## begin
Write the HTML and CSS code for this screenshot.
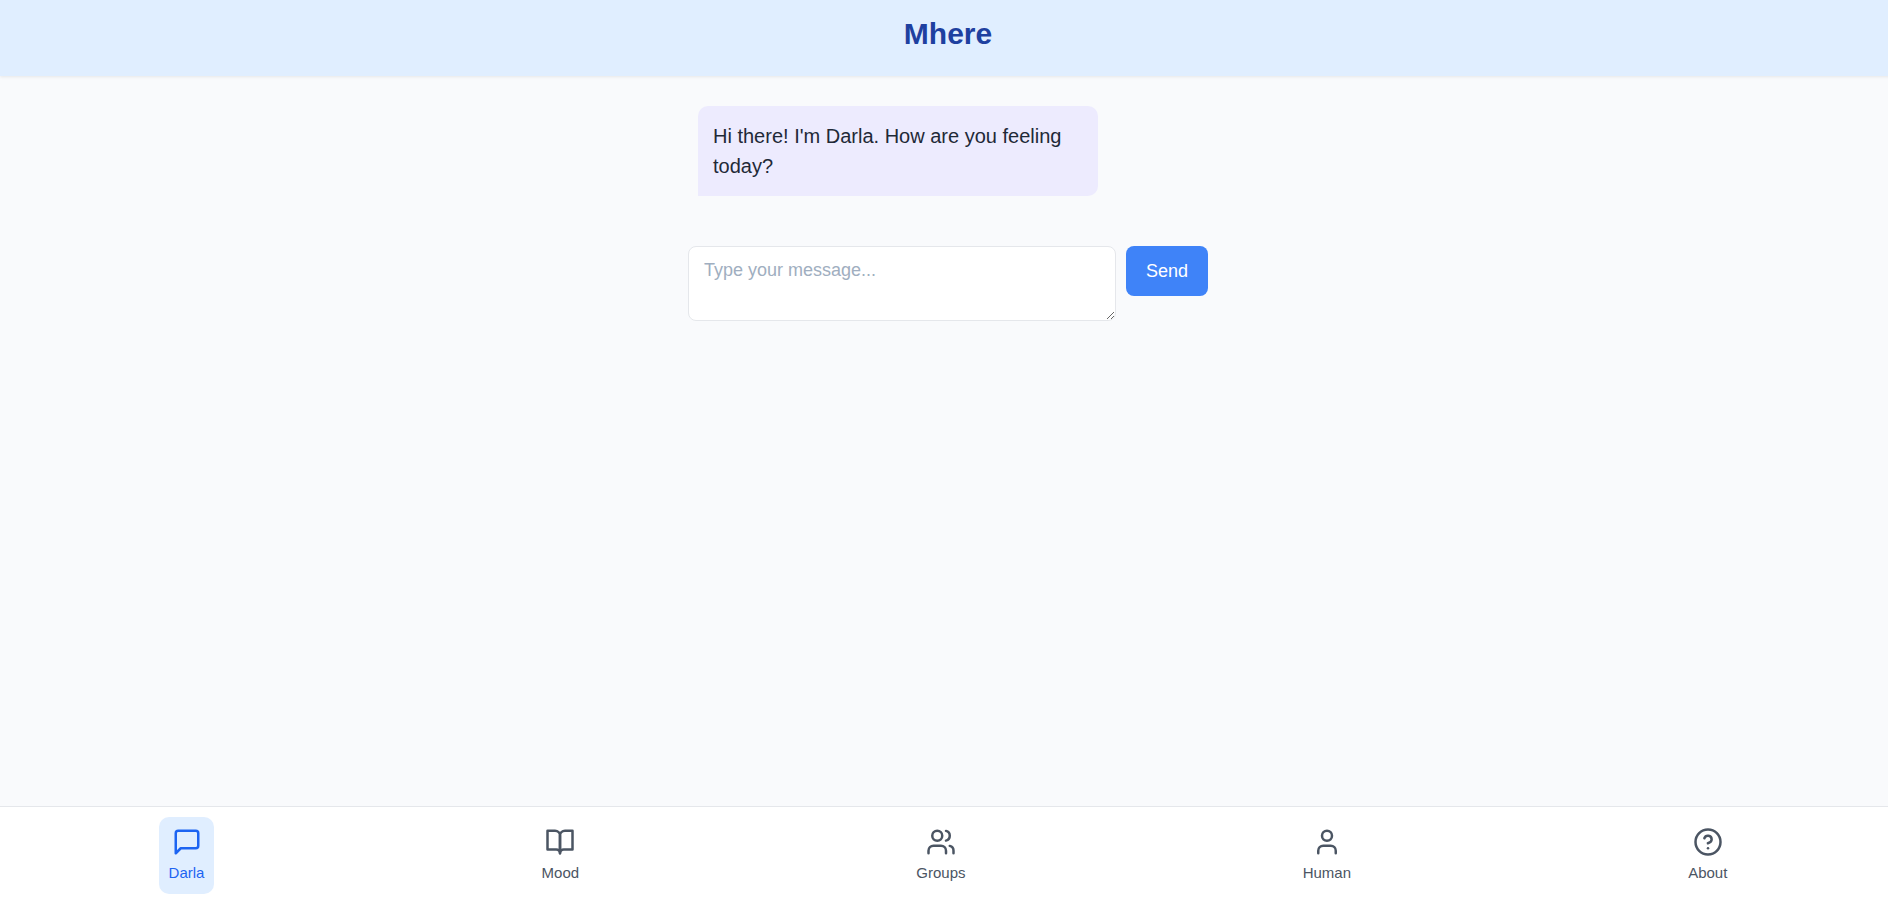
FILE: index.html
```
<!DOCTYPE html>
<html lang="en">
<head>
    <meta charset="UTF-8">
    <meta name="viewport" content="width=device-width, initial-scale=1.0">
    <title>Mhere</title>
    <link rel="stylesheet" href="styles.css">
</head>
<body>
    <header class="header">
        <h1>Mhere</h1>
    </header>

    <main class="chat">
        <div class="messages">
            <p class="message bot">Hi there! I'm Darla. How are you feeling today?</p>
        </div>
        <form class="message-form" onsubmit="return false">
            <textarea class="message-input" aria-label="Message" placeholder="Type your message..."></textarea>
            <button type="submit" class="send">Send</button>
        </form>
    </main>

    <!-- Bottom navigation -->
    <nav class="nav">
        <a href="#darla" class="nav-item active">
            <svg class="icon" viewBox="0 0 24 24"><path d="M21 15a2 2 0 0 1-2 2H7l-4 4V5a2 2 0 0 1 2-2h14a2 2 0 0 1 2 2z"/></svg>
            <span>Darla</span>
        </a>
        <a href="#mood" class="nav-item">
            <svg class="icon" viewBox="0 0 24 24"><path d="M2 3h6a4 4 0 0 1 4 4v14a3 3 0 0 0-3-3H2z"/><path d="M22 3h-6a4 4 0 0 0-4 4v14a3 3 0 0 1 3-3h7z"/></svg>
            <span>Mood</span>
        </a>
        <a href="#groups" class="nav-item">
            <svg class="icon" viewBox="0 0 24 24"><path d="M16 21v-2a4 4 0 0 0-4-4H6a4 4 0 0 0-4 4v2"/><circle cx="9" cy="7" r="4"/><path d="M22 21v-2a4 4 0 0 0-3-3.87"/><path d="M16 3.13a4 4 0 0 1 0 7.75"/></svg>
            <span>Groups</span>
        </a>
        <a href="#human" class="nav-item">
            <svg class="icon" viewBox="0 0 24 24"><path d="M19 21v-2a4 4 0 0 0-4-4H9a4 4 0 0 0-4 4v2"/><circle cx="12" cy="7" r="4"/></svg>
            <span>Human</span>
        </a>
        <a href="#about" class="nav-item">
            <svg class="icon" viewBox="0 0 24 24"><circle cx="12" cy="12" r="10"/><path d="M9.09 9a3 3 0 0 1 5.83 1c0 2-3 3-3 3"/><path d="M12 17h.01"/></svg>
            <span>About</span>
        </a>
    </nav>
</body>
</html>
```
FILE: styles.css
```
* {
    box-sizing: border-box;
}

html {
    overflow: hidden;
}

body {
    display: flex;
    flex-direction: column;
    height: 100vh;
    margin: 0 -8px 0 0;
    font-family: "Liberation Sans", Arial, Helvetica, sans-serif;
    font-size: 20px;
    line-height: 30px;
    color: #1f2937;
    background: #f9fafc;
}

.header {
    padding: 16px 16px 24px;
    text-align: center;
    background: #e0eeff;
    box-shadow: 0 1px 3px rgba(0, 0, 0, 0.08);
}

.header h1 {
    margin: 0;
    font-size: 30px;
    line-height: 36px;
    color: #1e40a0;
}

.chat {
    flex: 1;
    width: 100%;
    max-width: 520px;
    margin: 0 auto;
    padding-top: 30px;
}

.messages {
    padding: 0 10px;
    margin-bottom: 50px;
}

.message {
    max-width: 80%;
    margin: 0;
    padding: 15px;
    border-radius: 10px;
}

.bot {
    background: #edebfe;
    border-bottom-left-radius: 0;
}

.message-form {
    display: flex;
    align-items: flex-start;
    gap: 10px;
}

.message-input {
    flex: 1;
    height: 75px;
    padding: 10px 15px;
    font: inherit;
    font-size: 18px;
    line-height: 27px;
    color: inherit;
    background: #fff;
    border: 1px solid #e5e7eb;
    border-radius: 8px;
    resize: vertical;
}

.message-input::placeholder {
    color: #a0aec0;
}

.send {
    padding: 10px 20px;
    font: inherit;
    font-size: 18px;
    line-height: 30px;
    color: #fff;
    background: #3f83f8;
    border: none;
    border-radius: 8px;
    cursor: pointer;
}

.nav {
    display: flex;
    justify-content: space-around;
    padding: 10px 0 3px;
    background: #fff;
    border-top: 1px solid #e5e7eb;
}

.nav-item {
    display: flex;
    flex-direction: column;
    align-items: center;
    gap: 5px;
    padding: 10px;
    font-size: 15px;
    line-height: 22px;
    color: #4b5563;
    text-decoration: none;
    border-radius: 10px;
}

.nav-item.active {
    color: #1c64f2;
    background: #e0eeff;
}

.icon {
    width: 30px;
    height: 30px;
    fill: none;
    stroke: currentColor;
    stroke-width: 2;
    stroke-linecap: round;
    stroke-linejoin: round;
}
```
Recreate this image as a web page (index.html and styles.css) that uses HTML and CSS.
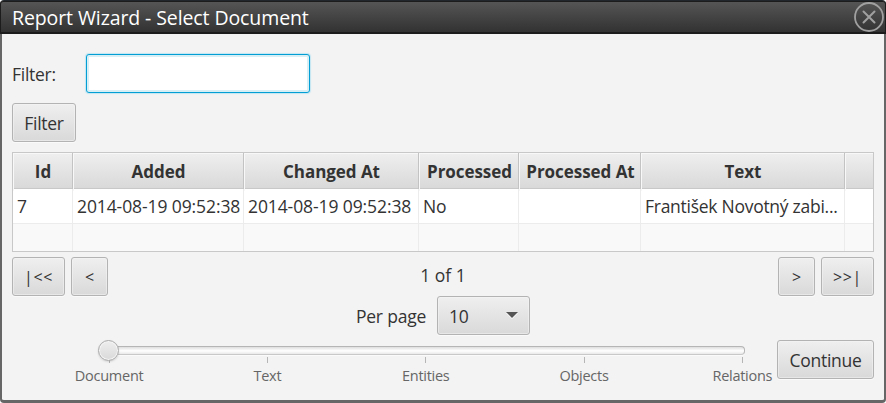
FILE: index.html
```html
<!DOCTYPE html>
<html lang="en">
<head>
<meta charset="utf-8">
<title>Report Wizard</title>
<link rel="stylesheet" href="styles.css">
</head>
<body>
<div class="window">
  <header class="titlebar">
    <h1 class="title">Report Wizard - Select Document</h1>
    <svg class="close" width="30" height="30" viewBox="0 0 30 30" fill="none" stroke="#a0a0a0"><circle cx="15" cy="15" r="14" stroke-width="1.8"/><path d="M9.5 9.5 20.5 20.5M20.5 9.5 9.5 20.5" stroke-width="2" stroke-linecap="round"/></svg>
  </header>
  <main class="content">
    <div class="filter-row">
      <label class="filter-label" for="filter">Filter:</label>
      <input class="filter-input" id="filter" type="text">
    </div>
    <button class="button filter-button">Filter</button>
    <div class="table">
      <div class="row head">
        <div class="cell">Id</div><div class="cell">Added</div><div class="cell">Changed At</div><div class="cell wide-head">Processed</div><div class="cell wide-head">Processed At</div><div class="cell">Text</div><div class="cell"></div>
      </div>
      <div class="row first">
        <div class="cell">7</div><div class="cell date">2014-08-19 09:52:38</div><div class="cell date">2014-08-19 09:52:38</div><div class="cell">No</div><div class="cell"></div><div class="cell person">František Novotný zabi...</div><div class="cell"></div>
      </div>
      <div class="row empty">
        <div class="cell"></div><div class="cell"></div><div class="cell"></div><div class="cell"></div><div class="cell"></div><div class="cell"></div><div class="cell"></div>
      </div>
    </div>
    <div class="pager">
      <div class="group"><button class="button wide">|&lt;&lt;</button><button class="button narrow">&lt;</button></div>
      <span class="page">1 of 1</span>
      <div class="group"><button class="button narrow">&gt;</button><button class="button wide">&gt;&gt;|</button></div>
    </div>
    <div class="per-page">
      <span class="per-label">Per page</span>
      <button class="button combo"><span>10</span><svg width="12" height="7" viewBox="0 0 12 7"><path d="M0 1 6 7 12 1Z" fill="#fff"/><path d="M0 0H12L6 6Z" fill="#555"/></svg></button>
    </div>
    <div class="footer">
      <div class="slider">
        <div class="track"><div class="thumb"></div></div>
        <div class="steps">
          <div class="step">Document</div><div class="step">Text</div><div class="step">Entities</div><div class="step">Objects</div><div class="step">Relations</div>
        </div>
      </div>
      <button class="button continue">Continue</button>
    </div>
  </main>
</div>
</body>
</html>
```

FILE: styles.css
```css
* { box-sizing: border-box; }
body {
  margin: 0;
  background: #fff;
  color: #333;
  font: 400 17.5px/24px "Open Sans", "Noto Sans", sans-serif;
  letter-spacing: -.27px;
}
.window {
  width: 886px;
  height: 403px;
  border: 2px solid #666;
  border-top: 1px solid #20262b;
  border-bottom-width: 3px;
  border-radius: 4px;
  background: #f3f3f3;
}
.titlebar {
  display: flex;
  justify-content: space-between;
  height: 33px;
  margin: 0 -2px;
  padding: 1px 1px 0 11px;
  border: 1px solid #1c1c1c;
  border-width: 1px 1px 2px;
  border-radius: 3px 3px 0 0;
  background: linear-gradient(#555, #323232);
}
.title {
  margin: 0;
  color: #fff;
  font-size: 19.5px;
  font-weight: 400;
  letter-spacing: -.1px;
  line-height: 30px;
}
.close { margin-top: -1px; }
.content { padding: 20px 10px 0; }
.filter-row { display: flex; align-items: center; height: 39px; }
.filter-label { width: 74px; }
.filter-input {
  width: 224px;
  height: 39px;
  border: 1px solid #039ed3;
  border-radius: 3px;
  outline: none;
  background: #fff;
  box-shadow: 0 0 1px 1px #c3e6f2, inset 0 0 0 2px #d9eff6;
}
.button {
  display: block;
  height: 39px;
  padding: 0;
  border: 1px solid #b3b3b3;
  border-radius: 3px;
  background: linear-gradient(#efefef, #d9d9d9);
  box-shadow: inset 0 0 0 1px #f6f6f680, 0 1px #fafafa;
  color: #333;
  font: inherit;
  line-height: 22px;
  letter-spacing: inherit;
}
.filter-button { width: 64px; margin-top: 10px; }
.table {
  height: 100px;
  margin-top: 10px;
  border: 1px solid #c8c8c8;
}
.row { display: grid; grid-template-columns: 60px 171px 175px 100px 122px 204px 28px; }
.cell { padding-left: 4px; border-right: 1px solid #ececec; white-space: nowrap; }
.cell:last-child { border-right: 0; }
.head { height: 36px; border-bottom: 1px solid #c8c8c8; background: linear-gradient(#efefef, #d9d9d9); }
.head .cell {
  padding: 0 0 0 1px;
  border-color: #c3c3c3;
  box-shadow: inset 1px 1px #f8f8f8;
  font-size: 17px;
  font-weight: 700;
  letter-spacing: -.05px;
  line-height: 38px;
  text-align: center;
}
.head .wide-head { padding-left: 2px; }
.first { height: 35px; border-bottom: 1px solid #ececec; background: #fff; }
.first .cell { line-height: 35px; }
.first .date { letter-spacing: -.1px; }
.empty { height: 27px; background: #f9f9f9; }
.pager { display: flex; justify-content: space-between; margin-top: 5px; height: 39px; }
.group { display: flex; gap: 6px; }
.wide { width: 53px; font-size: 16px; letter-spacing: .7px; }
.narrow { width: 37px; font-size: 16px; }
.page { line-height: 36px; letter-spacing: 0; }
.per-page { display: flex; align-items: center; justify-content: center; gap: 11px; height: 39px; }
.per-label { line-height: 22px; letter-spacing: -.2px; }
.combo { display: flex; align-items: center; justify-content: space-between; width: 93px; padding: 0 11px; }
.footer { display: flex; justify-content: space-between; height: 44px; padding: 5px 0 0 56px; }
.slider { width: 704px; }
.track {
  position: relative;
  width: 644px;
  height: 9px;
  margin: 6px 0 0 33px;
  border: 1px solid #b5b5b5;
  border-bottom-color: #c8c8c8;
  border-radius: 4px;
  background: linear-gradient(#dedede, #fff 55%, #e8e8e8);
  box-shadow: 0 1px #fafafa;
}
.thumb {
  position: absolute;
  left: -4px;
  top: -7px;
  width: 21px;
  height: 21px;
  border: 1px solid #aaa;
  border-radius: 50%;
  background: linear-gradient(#eee, #d9d9d9);
  box-shadow: inset 0 0 0 1px #f5f5f5, 0 1px 2px #0002;
}
.steps { display: grid; grid-template-columns: repeat(5, 158.3px); width: 792px; margin: 2px 0 0 -38px; }
.step { color: #666; font-size: 14.5px; line-height: 26px; text-align: center; }
.step::before { content: ""; display: block; width: 1px; height: 6px; margin: 0 auto; background: #b5b5b5; }
.continue { width: 97px; }
```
## end
REQUIREMENT => In the records above, find each line with the word "this" and copy it.

THE ANSWER =>
Write the HTML and CSS code for this screenshot.
Recreate this image as a web page (index.html and styles.css) that uses HTML and CSS.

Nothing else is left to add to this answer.